In 1984, Wes Craven made a new horror movie called A Nightmare on Elm Street. It resonated extremely well with critics and audiences, and created a franchise that put out seven very successful films over ten years. Nightmare on Elm Street was, at the time, produced and distributed by the new studio on the block, upstart New Line Cinema, and it was only their second film to be released, after 1983's Evil Dead. The studio spent $1.8 million producing the film, and it launched November 9, 1984 to $1.3 million from only 165 screens. It garnered a venue average of $7,705 – which meant this new studio was going to have a decent sized hit. Nightmare outgrossed its opening over the next two weekends, and went on to earn $25.5 million (a decent amount for 1984). The second film in the series – Freddy's Revenge – was released exactly one year later - without Wes Craven – and opened to $2.9 million against a production budget of $3 million. It finished with $21.2 million. The next three films in the series came out in concurrent years – 1987, 1988, and 1989, and New Line spent a combined $24 million to make them. The return on investment was huge, as these three films earned $116.3 million at the domestic box office. The sixth film, The Final Nightmare, was its biggest opener at $13 million, but not its biggest finisher, as it closed at $34.9 million, but against a budget of only $5 million.

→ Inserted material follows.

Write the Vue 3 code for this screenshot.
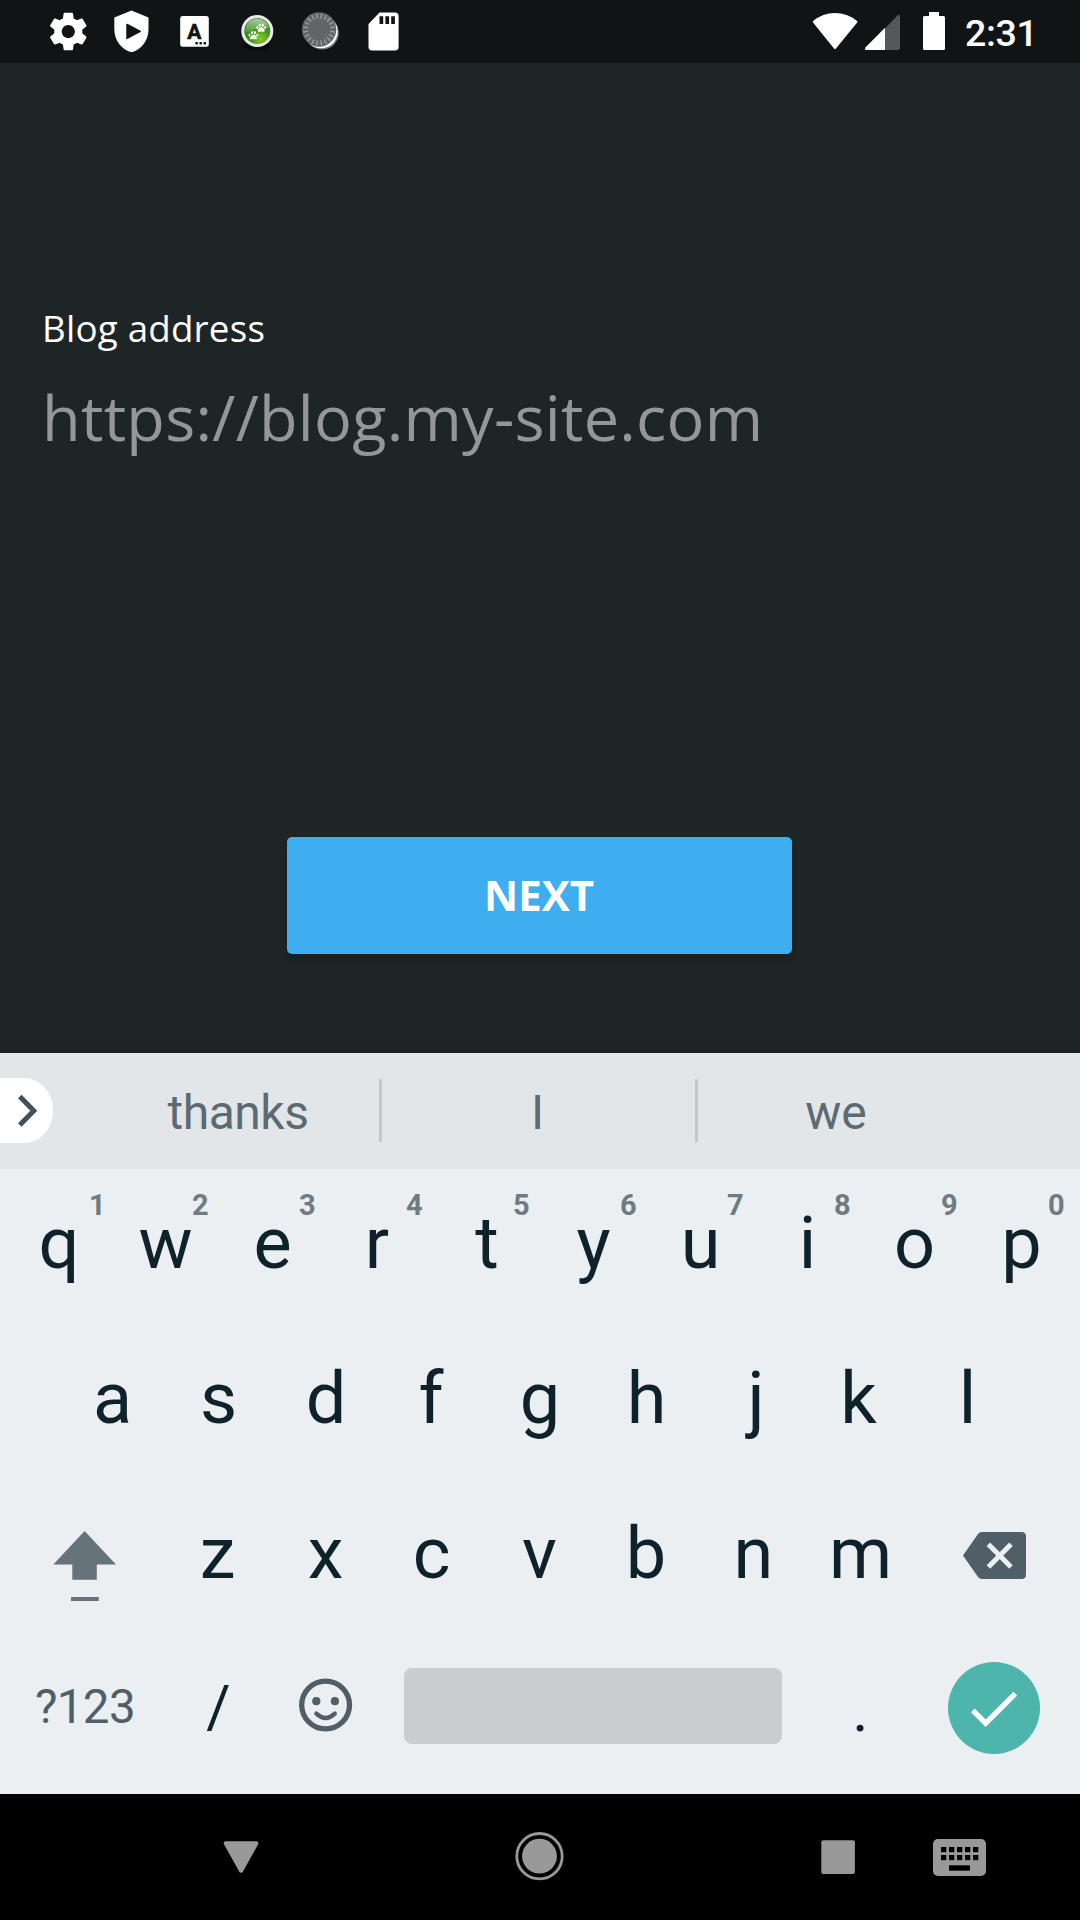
<script setup>
// Each key: letter, optional long-press digit, optical shift of the glyph in px
const rowOne = [
  ['q', '1', 0.5], ['w', '2', 0], ['e', '3', 0], ['r', '4', -2.5], ['t', '5', 0.5],
  ['y', '6', 0], ['u', '7', 0], ['i', '8', 0], ['o', '9', 0], ['p', '0', 0],
]
const rowTwo = [
  ['a', 0.5], ['s', -0.5], ['d', 0], ['f', -2], ['g', 0], ['h', -0.5], ['j', 2], ['k', -2.5], ['l', -0.5],
]
const rowThree = [['z', -1], ['x', 0], ['c', -1], ['v', 0], ['b', -0.5], ['n', 0], ['m', 0]]
const ticks = Array.from({ length: 20 }, (_, i) => i * 18)
const keyDots = [0, 1, 2, 3, 4]
const shift = (px) => ({ transform: `translateX(${px}px)` })
</script>

<template>
  <div class="screen">
    <header class="status">
      <div class="notifications">
        <svg viewBox="0 0 63 63">
          <g transform="translate(8.8 9) scale(1.875)" fill="#fff">
            <path d="M19.43 12.98c.04-.32.07-.64.07-.98s-.03-.66-.07-.98l2.11-1.65c.19-.15.24-.42.12-.64l-2-3.46c-.12-.22-.39-.3-.61-.22l-2.49 1c-.52-.4-1.08-.73-1.69-.98l-.38-2.65C14.46 2.18 14.25 2 14 2h-4c-.25 0-.46.18-.49.42l-.38 2.65c-.61.25-1.17.59-1.69.98l-2.49-1c-.23-.09-.49 0-.61.22l-2 3.46c-.13.22-.07.49.12.64l2.11 1.65c-.04.32-.07.65-.07.98s.03.66.07.98l-2.11 1.65c-.19.15-.24.42-.12.64l2 3.46c.12.22.39.3.61.22l2.49-1c.52.4 1.08.73 1.69.98l.38 2.65c.03.24.24.42.49.42h4c.25 0 .46-.18.49-.42l.38-2.65c.61-.25 1.17-.59 1.69-.98l2.49 1c.23.09.49 0 .61-.22l2-3.46c.12-.22.07-.49-.12-.64l-2.11-1.65zM12 15.5c-1.93 0-3.5-1.57-3.5-3.5s1.57-3.5 3.5-3.5 3.5 1.57 3.5 3.5-1.57 3.5-3.5 3.5z" />
          </g>
        </svg>
        <svg viewBox="0 0 63 63">
          <path fill="#fff" d="M31.5 10.5 48.5 17.5V29C48.5 40 42 49.5 31.5 52.3 21 49.5 14.3 40 14.3 29V17.5Z" />
          <path fill="#101415" stroke="#101415" stroke-width="1.5" stroke-linejoin="round" d="M27 24.5 40.2 31.3 27 38.4Z" />
        </svg>
        <svg viewBox="0 0 63 63">
          <rect x="17.2" y="16" width="28.6" height="30.7" rx="2.5" fill="#fff" />
          <text x="31.3" y="39" text-anchor="middle" class="glyph-a">A</text>
          <g fill="#101415">
            <rect x="32.3" y="42" width="2.6" height="2.6" rx=".8" />
            <rect x="36.4" y="42" width="2.6" height="2.6" rx=".8" />
            <rect x="40.5" y="42" width="2.6" height="2.6" rx=".8" />
          </g>
        </svg>
        <svg viewBox="0 0 63 63">
          <defs>
            <radialGradient id="ball" cx=".62" cy=".8" r=".75">
              <stop offset="0" stop-color="#8fc926" />
              <stop offset=".5" stop-color="#3f9a1c" />
              <stop offset="1" stop-color="#2f7d20" />
            </radialGradient>
            <linearGradient id="gloss" x1="0" y1="0" x2="0" y2="1">
              <stop offset="0" stop-color="#fff" stop-opacity=".6" />
              <stop offset="1" stop-color="#fff" stop-opacity=".08" />
            </linearGradient>
          </defs>
          <ellipse cx="31.5" cy="46" rx="14" ry="4" fill="#090c0c" />
          <circle cx="31.3" cy="31" r="16" fill="#e9ebea" />
          <circle cx="31.3" cy="31" r="13" fill="url(#ball)" />
          <path d="M19.5 28a12 11.5 0 0 1 23.6 0Q31 27 19.5 33Z" fill="url(#gloss)" />
          <g v-for="p in [[35.2, 29.5], [27.4, 37]]" :key="p[0]" :transform="`translate(${p[0]} ${p[1]})`" fill="#fff">
            <path d="M0-2.3C1.6-2.3 4 .1 3.4 1.5 2.8 3 1.2 2 0 2S-2.8 3-3.4 1.5C-4 .1-1.6-2.3 0-2.3Z" />
            <ellipse cx="-3.9" cy="-1.9" rx="1" ry="1.4" />
            <ellipse cx="-1.5" cy="-4.4" rx="1.1" ry="1.6" />
            <ellipse cx="1.5" cy="-4.4" rx="1.1" ry="1.6" />
            <ellipse cx="3.9" cy="-1.9" rx="1" ry="1.4" />
          </g>
        </svg>
        <svg viewBox="0 0 63 63">
          <circle cx="33.2" cy="33" r="16.6" fill="#777a7b" />
          <circle cx="32" cy="31.6" r="16.7" fill="#fff" />
          <circle cx="30.1" cy="29.5" r="17.2" fill="#626465" />
          <g stroke="#96989a" stroke-width="1.5">
            <line v-for="t in ticks" :key="t" x1="30.1" y1="13.4" x2="30.1" y2="18.4" :transform="`rotate(${t + 9} 30.1 29.5)`" />
          </g>
        </svg>
        <svg viewBox="0 0 63 63">
          <path fill="#fff" fill-rule="evenodd" d="M27.5 12.5H43Q46.6 12.5 46.6 16V47Q46.6 50.4 43 50.4H20Q16.5 50.4 16.5 47V24ZM27.5 16.3V24H31.2V16.3ZM33.4 16.3V24H37.1V16.3ZM39.2 16.3V24H42.9V16.3Z" />
        </svg>
      </div>
      <div class="system">
        <svg class="signals" viewBox="810 0 140 63">
          <path fill="#fff" stroke="#fff" stroke-width="2" stroke-linejoin="round" d="M835 48 813.8 21.8Q823 14 835 14T856.4 21.8Z" />
          <path fill="#555859" d="M885 28.5 897.5 15.6Q900 13.6 900 16.5V48Q900 50 898 50H885Z" />
          <path fill="#fff" d="M885 27.8V50H866.5Q864 49.5 865.4 47.5Z" />
          <path fill="#fff" d="M929 12h10v4h4.5q1.5 0 1.5 1.5v31q0 1.5-1.5 1.5h-19q-1.5 0-1.5-1.5v-31q0-1.5 1.5-1.5h4.5z" />
        </svg>
        <span class="clock">2:31</span>
      </div>
    </header>

    <main class="form">
      <label class="label">Blog address</label>
      <div class="field">https://blog.my-site.com</div>
      <button class="next"><span>NEXT</span></button>
    </main>

    <section class="keyboard">
      <div class="suggestions">
        <div class="expand">
          <svg width="53" height="65" viewBox="0 0 53 65">
            <path d="M19.8 18.5 33.8 32.8 19.8 47" fill="none" stroke="#415059" stroke-width="5" />
          </svg>
        </div>
        <span class="word first">thanks</span>
        <i class="divider"></i>
        <span class="word second">I</span>
        <i class="divider"></i>
        <span class="word third">we</span>
      </div>

      <div class="rows">
        <div class="row">
          <div v-for="[letter, hint, dx] in rowOne" :key="letter" class="key">
            <span :style="shift(dx)">{{ letter }}</span><span class="hint">{{ hint }}</span>
          </div>
        </div>
        <div class="row">
          <div v-for="[letter, dx] in rowTwo" :key="letter" class="key">
            <span :style="shift(dx)">{{ letter }}</span>
          </div>
        </div>
        <div class="row third-row">
          <div class="key wide">
            <svg width="64" height="72" viewBox="53 1530 64 72" class="shift">
              <path fill="#66737a" d="M84.6 1531 116 1564.4H96.8V1579.8H72.3V1564.4H53.3ZM71 1597H98.8V1601H71Z" />
            </svg>
          </div>
          <div v-for="[letter, dx] in rowThree" :key="letter" class="key">
            <span :style="shift(dx)">{{ letter }}</span>
          </div>
          <div class="key wide-end">
            <svg width="63" height="47" viewBox="963 1532 63 47" class="backspace">
              <path fill="#505e67" d="M982 1532H1021.5Q1026 1532 1026 1536.5V1574.5Q1026 1579 1021.5 1579H982Q979.5 1579 978 1577L963 1555.5 978 1534Q979.5 1532 982 1532Z" />
              <path d="M988.4 1544.3 1011 1567M1011 1544.3 988.4 1567" stroke="#ebeff2" stroke-width="5" />
            </svg>
          </div>
        </div>
        <div class="row last-row">
          <div class="key wide symbols">?123</div>
          <div class="key slash">/</div>
          <div class="key">
            <svg width="54" height="54" viewBox="0 0 54 54" class="emoji">
              <circle cx="26.6" cy="27" r="23.9" fill="none" stroke="#505e67" stroke-width="5.3" />
              <circle cx="17.3" cy="23.2" r="4.1" fill="#505e67" />
              <circle cx="35.9" cy="23.2" r="4.1" fill="#505e67" />
              <path d="M17.4 35.6Q26.6 44.3 35.8 35.6" fill="none" stroke="#505e67" stroke-width="4.3" stroke-linecap="round" />
            </svg>
          </div>
          <div class="key space"><div class="bar"></div></div>
          <div class="key period">.</div>
          <div class="key wide-end">
            <div class="enter">
              <svg width="63" height="63" viewBox="0 0 24 24"><path fill="#fff" d="M9 16.17 4.83 12l-1.42 1.41L9 19 21 7l-1.41-1.41z" /></svg>
            </div>
          </div>
        </div>
      </div>
    </section>

    <nav class="nav">
      <svg width="1080" height="126" viewBox="0 1794 1080 126">
        <g fill="#999">
          <path stroke="#999" stroke-width="4" stroke-linejoin="round" d="M225.7 1843.2H256.4L241.1 1870.7Z" />
          <circle cx="539.5" cy="1856.2" r="17.4" />
          <circle cx="539.5" cy="1856.2" r="22.7" fill="none" stroke="#999" stroke-width="2.8" />
          <rect x="821.3" y="1840.2" width="33.6" height="33.7" rx="2" />
          <rect x="933" y="1839" width="53" height="37" rx="5" />
        </g>
        <g fill="#000">
          <rect v-for="n in keyDots" :key="'a' + n" :x="941 + n * 8" y="1847" width="5.3" height="5.2" />
          <rect v-for="n in keyDots" :key="'b' + n" :x="941 + n * 8" y="1855" width="5.3" height="5.2" />
          <rect x="949" y="1865.3" width="21" height="5.4" />
        </g>
      </svg>
    </nav>
  </div>
</template>

<style>
body {
  margin: 0;
  background: #000;
}
</style>

<style scoped>
.screen {
  width: 1080px;
  height: 1920px;
  display: flex;
  flex-direction: column;
  overflow: hidden;
  background: #1e2527;
  font-family: Roboto, "Liberation Sans", sans-serif;
}
svg {
  display: block;
  flex: none;
}
.status {
  height: 63px;
  flex: none;
  display: flex;
  justify-content: space-between;
  background: #101415;
}
.notifications {
  display: flex;
  padding-left: 36.8px;
}
.notifications svg {
  width: 63px;
  height: 63px;
}
.glyph-a {
  font: 700 21px Roboto, sans-serif;
  fill: #101415;
  stroke: #101415;
  stroke-width: 0.6px;
}
.system {
  display: flex;
  width: 270px;
}
.signals {
  width: 140px;
  height: 63px;
}
.clock {
  margin-left: 15px;
  font-size: 37.5px;
  font-weight: 500;
  line-height: 67px;
  letter-spacing: -0.3px;
  color: #fff;
}
.form {
  height: 990px;
  flex: none;
  box-sizing: border-box;
  padding: 240px 42px 0;
  display: flex;
  flex-direction: column;
  font-family: "Open Sans", "Noto Sans", sans-serif;
  background: linear-gradient(to bottom, #1e2527 975px, #1d2023 990px);
}
.label {
  font-size: 36.75px;
  line-height: 50px;
  letter-spacing: 0.2px;
  color: #fff;
}
.field {
  margin-top: 21px;
  font-size: 63px;
  line-height: 86px;
  letter-spacing: 0.27px;
  color: #949798;
  white-space: nowrap;
}
.next {
  width: 505px;
  height: 117px;
  margin: 377px 0 0 245px;
  padding: 0 1px 2px 0;
  border: 0;
  border-radius: 5px;
  background: #3eaef0;
  box-shadow: 0 4px 6px rgba(0, 0, 0, 0.2);
  font: 700 42px "Open Sans", "Noto Sans", sans-serif;
  color: #fff;
}
.keyboard {
  height: 741px;
  flex: none;
  background: #ebeff2;
  display: flex;
  flex-direction: column;
}
.suggestions {
  height: 116px;
  flex: none;
  display: flex;
  align-items: center;
  background: #e2e6e9;
}
.expand {
  width: 53px;
  height: 65px;
  margin-bottom: 2px;
  background: #fff;
  border-radius: 0 29px 29px 0 / 0 32px 32px 0;
}
.word {
  font-size: 48px;
  line-height: 60px;
  padding-top: 3px;
  color: #5c6a71;
  text-align: center;
}
.first {
  width: 326px;
  box-sizing: border-box;
  padding-left: 44px;
  letter-spacing: -0.5px;
}
.second {
  width: 313px;
  box-sizing: border-box;
  padding-right: 2px;
}
.third {
  width: 276px;
}
.divider {
  width: 3px;
  height: 63px;
  margin-bottom: 2px;
  background: #c3c7ca;
}
.rows {
  margin-top: -2px;
  display: flex;
  flex-direction: column;
}
.row {
  height: 154.5px;
  display: flex;
  justify-content: center;
}
.key {
  position: relative;
  width: 107px;
  height: 154.5px;
  display: flex;
  align-items: center;
  justify-content: center;
  font-size: 72px;
  line-height: 84px;
  color: #0e222b;
}
.third-row .key > span {
  margin-top: 2px;
}
.hint {
  position: absolute;
  top: 21px;
  left: 80px;
  width: 17px;
  font-size: 29px;
  line-height: 34px;
  font-weight: 700;
  color: #6f7b81;
}
.key:first-child .hint {
  left: 84px;
}
.wide {
  width: 160px;
}
.wide-end {
  width: 161px;
}
.last-row .key {
  height: 152.5px;
}
.symbols {
  font-size: 47.5px;
  letter-spacing: -0.6px;
  color: #505e67;
}
.slash {
  font-size: 59px;
}
.period {
  font-size: 62px;
  padding-top: 7px;
  box-sizing: border-box;
}
.space {
  width: 428px;
}
.bar {
  width: 378px;
  height: 76px;
  margin-bottom: 2px;
  border-radius: 8px;
  background: #c9cdd0;
}
.emoji {
  margin-bottom: 3px;
}
.shift {
  margin-top: 25px;
}
.backspace {
  margin-top: 4px;
}
.enter {
  width: 92px;
  height: 92px;
  margin: 3px 2px 0 0;
  border-radius: 50%;
  background: #4db5ac;
  display: flex;
  align-items: center;
  justify-content: center;
}
.nav {
  height: 126px;
  flex: none;
  background: #000;
}
</style>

The shine was starting to come off. In 1994, Wes Craven came back to do Wes Craven's New Nightmare, but the franchise was stale and tired. It opened to $6.66 million (natch), but finished with only $18.1 million. In 2003, Freddy came back to fight Jason Voorhees, but that really wasn't a part of this franchise, and should be seen by no one. New Line Cinema, or The House That Freddy Built, went on to release some huge films, like the Lord of the Rings series, and it was all thanks to Wes Craven, and the guy that claws through your nightmares.


With that kind of pedigree, one might think Warner Bros. and Platinum Dunes (Michael Bay's production company – yes, that Michael Bay) would put as much effort as possible into rebooting what once was a beloved franchise. Instead of doing that, they spent $35 million on the project, hired an unknown director, and refused to include Wes Craven or Robert Englund in the process. The result is a boring mess, but audiences still came out because they know the character (it's easier if we don't have to think). The reboot of A Nightmare on Elm Street earned $32.2 million this weekend, after being released to 3,332 venues (the highest cost on the picture was almost certainly prints and advertising). It had a venue average of $9,664. One thing the filmmakers were able to keep the same was making serious money. This Nightmare cost $35 million to make, so after next weekend's grosses are counted (Iron Man 2 or not) this one is going to make a profit.